The very concept — an odd-couple police partnership made up of one level-headed guy (Willis) and one nut job (Morgan) — was starting to show signs of wear well before Lethal Weapon 4 (1998). Working from a script by brothers Robb and Mark Cullen (making the leap from TV to feature film writing here), Smith does little to dust off the antique. Other than his casting of Morgan — an unpredictable wild man who does most of the comedic heavy lifting and by the end of the film looks like he’s lost 10 pounds through improv sweat alone — Smith has given us a lazy retread.

The A.V. Club

Cop Out piles on the references to action-comedies past: the Harold Faltermeyer score, the perpetually ticked-off captain behind the desk, Seann William Scott doing his best Joe Pesci in the back of a police car, Willis giving himself a nod by claiming never to have seen Die Hard. A few of the gags score-letting Morgan free-associate isn’t always the smartest idea, but there are some diamonds in the silt-but most of them sound like Smith thumbing lazily through his dirty-joke file. Still, the hangout scenes in Cop Out are at least in Smith’s wheelhouse; whenever he has to deliver the obligatory action beats or tie up the many loose ends, he seems actively bored. The shrug of a denouement doesn’t say “the movie’s over” so much as “get me the hell out of here.”

The New York Times

Which is pretty funny, even if it betrays the inferiority complex that cripples this hectic, desperately ingratiating buddy-cop action-comedy. Mr. Morgan, basically doing what he does on 30 Rock, but with guns and profanity, is an amusing foil for the dependable Mr.

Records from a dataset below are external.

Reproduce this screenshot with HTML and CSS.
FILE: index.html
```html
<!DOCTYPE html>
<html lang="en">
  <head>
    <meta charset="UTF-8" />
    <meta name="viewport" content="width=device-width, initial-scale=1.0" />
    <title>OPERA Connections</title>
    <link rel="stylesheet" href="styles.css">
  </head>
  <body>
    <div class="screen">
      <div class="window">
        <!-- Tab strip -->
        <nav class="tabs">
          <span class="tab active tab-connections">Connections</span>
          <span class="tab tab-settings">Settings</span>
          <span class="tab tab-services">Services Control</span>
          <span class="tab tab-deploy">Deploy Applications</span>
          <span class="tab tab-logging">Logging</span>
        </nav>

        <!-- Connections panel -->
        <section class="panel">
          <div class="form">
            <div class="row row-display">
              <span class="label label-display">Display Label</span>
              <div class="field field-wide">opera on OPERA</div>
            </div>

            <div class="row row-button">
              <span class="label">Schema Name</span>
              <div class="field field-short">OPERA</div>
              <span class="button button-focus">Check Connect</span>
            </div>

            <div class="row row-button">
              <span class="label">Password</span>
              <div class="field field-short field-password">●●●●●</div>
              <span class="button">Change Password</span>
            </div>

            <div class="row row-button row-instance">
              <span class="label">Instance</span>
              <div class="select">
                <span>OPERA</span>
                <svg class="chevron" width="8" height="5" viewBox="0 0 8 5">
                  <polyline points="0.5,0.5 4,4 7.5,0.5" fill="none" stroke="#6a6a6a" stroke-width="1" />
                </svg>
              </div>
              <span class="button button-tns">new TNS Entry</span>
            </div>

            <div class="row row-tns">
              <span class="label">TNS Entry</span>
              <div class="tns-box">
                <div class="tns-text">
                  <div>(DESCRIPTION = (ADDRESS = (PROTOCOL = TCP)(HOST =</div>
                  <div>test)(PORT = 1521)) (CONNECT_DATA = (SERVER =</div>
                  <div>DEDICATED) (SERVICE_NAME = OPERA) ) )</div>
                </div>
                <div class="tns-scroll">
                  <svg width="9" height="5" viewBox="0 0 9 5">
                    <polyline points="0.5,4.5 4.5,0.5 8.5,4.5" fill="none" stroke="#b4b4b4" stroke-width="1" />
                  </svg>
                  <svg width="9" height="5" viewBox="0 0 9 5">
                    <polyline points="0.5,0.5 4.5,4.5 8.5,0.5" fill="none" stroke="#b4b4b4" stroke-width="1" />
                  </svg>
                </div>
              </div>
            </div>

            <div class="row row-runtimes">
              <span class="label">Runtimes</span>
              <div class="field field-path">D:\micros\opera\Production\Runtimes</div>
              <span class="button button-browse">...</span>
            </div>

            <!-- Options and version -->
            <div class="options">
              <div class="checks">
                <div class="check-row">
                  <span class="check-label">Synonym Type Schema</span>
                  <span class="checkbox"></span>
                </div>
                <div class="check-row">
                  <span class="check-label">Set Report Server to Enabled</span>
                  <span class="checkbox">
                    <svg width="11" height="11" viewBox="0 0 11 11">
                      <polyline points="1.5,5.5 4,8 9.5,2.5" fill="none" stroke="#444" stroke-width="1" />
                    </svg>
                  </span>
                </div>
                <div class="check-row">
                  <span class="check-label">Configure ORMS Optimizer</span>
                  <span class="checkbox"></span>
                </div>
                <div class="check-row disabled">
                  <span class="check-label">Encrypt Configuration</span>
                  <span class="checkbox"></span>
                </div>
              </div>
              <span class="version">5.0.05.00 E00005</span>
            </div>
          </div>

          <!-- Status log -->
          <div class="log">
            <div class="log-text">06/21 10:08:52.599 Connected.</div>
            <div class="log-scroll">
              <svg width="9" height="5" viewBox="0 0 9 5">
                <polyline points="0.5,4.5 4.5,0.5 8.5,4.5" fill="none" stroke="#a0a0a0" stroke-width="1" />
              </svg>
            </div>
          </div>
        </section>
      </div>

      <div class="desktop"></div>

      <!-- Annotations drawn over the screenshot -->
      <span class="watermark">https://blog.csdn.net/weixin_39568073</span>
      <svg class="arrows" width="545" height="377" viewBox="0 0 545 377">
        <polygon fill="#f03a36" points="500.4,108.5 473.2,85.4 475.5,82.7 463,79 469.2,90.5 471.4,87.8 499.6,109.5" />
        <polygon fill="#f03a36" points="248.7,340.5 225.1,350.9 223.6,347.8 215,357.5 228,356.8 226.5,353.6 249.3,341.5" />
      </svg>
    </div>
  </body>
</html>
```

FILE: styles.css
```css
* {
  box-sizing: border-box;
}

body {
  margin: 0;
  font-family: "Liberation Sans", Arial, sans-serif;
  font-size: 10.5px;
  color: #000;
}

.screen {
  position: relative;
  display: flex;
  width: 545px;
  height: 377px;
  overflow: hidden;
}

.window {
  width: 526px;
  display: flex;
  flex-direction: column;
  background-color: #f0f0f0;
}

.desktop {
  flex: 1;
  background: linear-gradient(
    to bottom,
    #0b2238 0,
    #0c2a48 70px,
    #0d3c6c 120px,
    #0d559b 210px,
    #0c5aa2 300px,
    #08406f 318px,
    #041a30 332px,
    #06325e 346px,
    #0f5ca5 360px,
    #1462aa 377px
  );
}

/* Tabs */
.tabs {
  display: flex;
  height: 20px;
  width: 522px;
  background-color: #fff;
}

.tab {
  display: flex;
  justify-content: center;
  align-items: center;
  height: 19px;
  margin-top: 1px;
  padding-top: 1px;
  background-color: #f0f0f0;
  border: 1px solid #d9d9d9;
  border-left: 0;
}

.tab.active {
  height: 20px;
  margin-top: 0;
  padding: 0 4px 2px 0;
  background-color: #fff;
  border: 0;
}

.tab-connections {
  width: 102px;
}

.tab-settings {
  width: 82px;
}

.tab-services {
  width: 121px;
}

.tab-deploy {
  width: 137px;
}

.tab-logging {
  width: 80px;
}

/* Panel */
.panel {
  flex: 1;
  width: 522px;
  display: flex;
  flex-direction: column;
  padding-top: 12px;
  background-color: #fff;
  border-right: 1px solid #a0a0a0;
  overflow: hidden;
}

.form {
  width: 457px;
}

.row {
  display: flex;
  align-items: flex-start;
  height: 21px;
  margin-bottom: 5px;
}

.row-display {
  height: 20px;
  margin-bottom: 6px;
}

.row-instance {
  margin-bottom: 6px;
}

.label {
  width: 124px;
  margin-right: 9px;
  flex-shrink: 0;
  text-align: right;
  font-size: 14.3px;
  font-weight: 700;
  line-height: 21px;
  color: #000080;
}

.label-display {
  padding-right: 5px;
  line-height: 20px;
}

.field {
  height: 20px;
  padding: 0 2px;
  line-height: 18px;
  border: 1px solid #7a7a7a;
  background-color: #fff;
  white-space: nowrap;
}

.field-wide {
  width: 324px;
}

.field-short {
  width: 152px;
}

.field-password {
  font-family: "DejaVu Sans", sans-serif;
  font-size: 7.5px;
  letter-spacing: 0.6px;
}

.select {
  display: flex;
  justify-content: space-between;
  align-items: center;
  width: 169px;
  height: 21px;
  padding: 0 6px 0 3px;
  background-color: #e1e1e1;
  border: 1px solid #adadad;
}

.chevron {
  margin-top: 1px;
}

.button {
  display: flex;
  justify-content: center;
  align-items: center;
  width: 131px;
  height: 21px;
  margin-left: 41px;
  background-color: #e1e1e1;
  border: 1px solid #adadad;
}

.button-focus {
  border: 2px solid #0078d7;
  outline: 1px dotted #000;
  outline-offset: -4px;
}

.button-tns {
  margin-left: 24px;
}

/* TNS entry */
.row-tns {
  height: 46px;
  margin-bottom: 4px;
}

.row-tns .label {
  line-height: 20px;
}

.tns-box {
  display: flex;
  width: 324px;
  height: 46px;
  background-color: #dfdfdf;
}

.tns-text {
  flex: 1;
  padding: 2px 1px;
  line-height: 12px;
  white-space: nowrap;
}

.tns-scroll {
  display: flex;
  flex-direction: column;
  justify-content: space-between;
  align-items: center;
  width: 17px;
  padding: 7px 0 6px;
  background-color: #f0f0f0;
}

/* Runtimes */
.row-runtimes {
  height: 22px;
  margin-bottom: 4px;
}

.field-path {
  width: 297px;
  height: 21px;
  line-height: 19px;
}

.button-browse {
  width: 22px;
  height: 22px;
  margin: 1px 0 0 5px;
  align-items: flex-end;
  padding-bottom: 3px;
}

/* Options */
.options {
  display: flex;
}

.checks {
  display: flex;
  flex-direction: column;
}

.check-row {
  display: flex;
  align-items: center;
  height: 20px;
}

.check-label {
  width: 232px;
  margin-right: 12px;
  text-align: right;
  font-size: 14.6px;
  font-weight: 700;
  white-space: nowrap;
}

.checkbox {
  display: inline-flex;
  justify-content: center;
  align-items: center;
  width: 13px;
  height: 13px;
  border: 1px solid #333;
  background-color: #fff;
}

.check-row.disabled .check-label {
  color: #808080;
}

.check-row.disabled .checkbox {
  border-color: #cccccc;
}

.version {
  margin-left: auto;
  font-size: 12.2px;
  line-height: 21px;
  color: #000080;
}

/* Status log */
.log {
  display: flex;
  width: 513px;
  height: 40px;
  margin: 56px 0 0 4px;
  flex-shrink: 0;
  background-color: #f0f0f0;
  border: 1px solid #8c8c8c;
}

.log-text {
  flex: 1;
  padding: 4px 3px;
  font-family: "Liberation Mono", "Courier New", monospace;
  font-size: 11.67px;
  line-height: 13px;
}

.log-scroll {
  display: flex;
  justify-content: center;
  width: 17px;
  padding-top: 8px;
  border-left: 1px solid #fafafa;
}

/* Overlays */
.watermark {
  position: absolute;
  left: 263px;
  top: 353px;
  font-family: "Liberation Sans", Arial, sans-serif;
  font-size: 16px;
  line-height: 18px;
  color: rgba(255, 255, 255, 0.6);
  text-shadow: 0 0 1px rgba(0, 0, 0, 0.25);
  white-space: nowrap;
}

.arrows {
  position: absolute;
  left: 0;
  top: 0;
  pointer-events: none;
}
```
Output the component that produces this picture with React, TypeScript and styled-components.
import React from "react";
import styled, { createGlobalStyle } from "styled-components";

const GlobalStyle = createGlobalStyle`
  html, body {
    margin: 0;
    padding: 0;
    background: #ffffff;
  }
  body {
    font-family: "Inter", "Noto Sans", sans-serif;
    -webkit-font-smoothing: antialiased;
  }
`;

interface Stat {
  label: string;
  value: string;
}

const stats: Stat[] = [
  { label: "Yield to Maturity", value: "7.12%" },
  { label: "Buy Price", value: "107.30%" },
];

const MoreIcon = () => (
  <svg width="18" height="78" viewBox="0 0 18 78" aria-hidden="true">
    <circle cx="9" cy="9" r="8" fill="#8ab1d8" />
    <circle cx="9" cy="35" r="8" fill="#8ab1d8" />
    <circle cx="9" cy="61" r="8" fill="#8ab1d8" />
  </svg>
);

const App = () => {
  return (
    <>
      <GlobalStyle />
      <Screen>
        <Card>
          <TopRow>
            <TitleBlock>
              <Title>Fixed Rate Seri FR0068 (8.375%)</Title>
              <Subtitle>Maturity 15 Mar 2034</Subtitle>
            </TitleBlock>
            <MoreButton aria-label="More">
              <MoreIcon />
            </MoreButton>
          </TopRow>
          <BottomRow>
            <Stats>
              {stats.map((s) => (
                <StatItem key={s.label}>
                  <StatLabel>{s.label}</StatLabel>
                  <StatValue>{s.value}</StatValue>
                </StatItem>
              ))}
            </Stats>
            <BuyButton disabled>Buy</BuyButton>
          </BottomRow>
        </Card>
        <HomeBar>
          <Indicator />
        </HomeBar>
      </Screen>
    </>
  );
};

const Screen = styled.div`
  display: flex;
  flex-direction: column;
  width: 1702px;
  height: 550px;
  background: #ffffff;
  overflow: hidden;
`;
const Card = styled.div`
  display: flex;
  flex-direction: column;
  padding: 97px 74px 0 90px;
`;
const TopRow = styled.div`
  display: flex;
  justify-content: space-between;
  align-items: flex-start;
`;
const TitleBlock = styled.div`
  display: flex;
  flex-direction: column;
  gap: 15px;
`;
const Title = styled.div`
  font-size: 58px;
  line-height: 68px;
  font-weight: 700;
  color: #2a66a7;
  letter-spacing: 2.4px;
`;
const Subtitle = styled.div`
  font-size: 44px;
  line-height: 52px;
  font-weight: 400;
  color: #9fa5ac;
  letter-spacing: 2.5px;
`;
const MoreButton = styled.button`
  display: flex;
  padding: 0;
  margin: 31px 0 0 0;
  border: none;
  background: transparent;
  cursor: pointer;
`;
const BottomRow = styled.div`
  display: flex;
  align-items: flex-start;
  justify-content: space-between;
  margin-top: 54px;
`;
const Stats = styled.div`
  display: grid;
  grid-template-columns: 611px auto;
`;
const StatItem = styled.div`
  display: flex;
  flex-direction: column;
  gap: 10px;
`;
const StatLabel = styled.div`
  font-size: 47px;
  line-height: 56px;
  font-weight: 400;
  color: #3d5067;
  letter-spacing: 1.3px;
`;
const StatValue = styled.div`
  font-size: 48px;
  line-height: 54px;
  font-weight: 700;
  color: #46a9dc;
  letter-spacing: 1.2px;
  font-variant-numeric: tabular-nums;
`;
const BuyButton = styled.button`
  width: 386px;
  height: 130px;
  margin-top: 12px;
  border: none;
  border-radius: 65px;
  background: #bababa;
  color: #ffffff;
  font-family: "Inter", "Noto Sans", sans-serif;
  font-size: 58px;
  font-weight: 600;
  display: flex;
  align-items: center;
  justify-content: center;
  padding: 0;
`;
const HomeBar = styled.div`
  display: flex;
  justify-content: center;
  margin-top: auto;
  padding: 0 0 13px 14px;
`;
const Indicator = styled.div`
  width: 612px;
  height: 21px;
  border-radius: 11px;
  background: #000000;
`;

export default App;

Willis, whose jaw and scalp muscles appear to be in excellent condition for exasperated clenching. But the nonsensical title of this movie (which was originally supposed to be something smuttier) pretty much says it all. It’s a phoned-in, gutless piece of hack work that reminds you of other, better films in the same vein… Cop Out does not amount to much more than a blooper reel in search of a movie.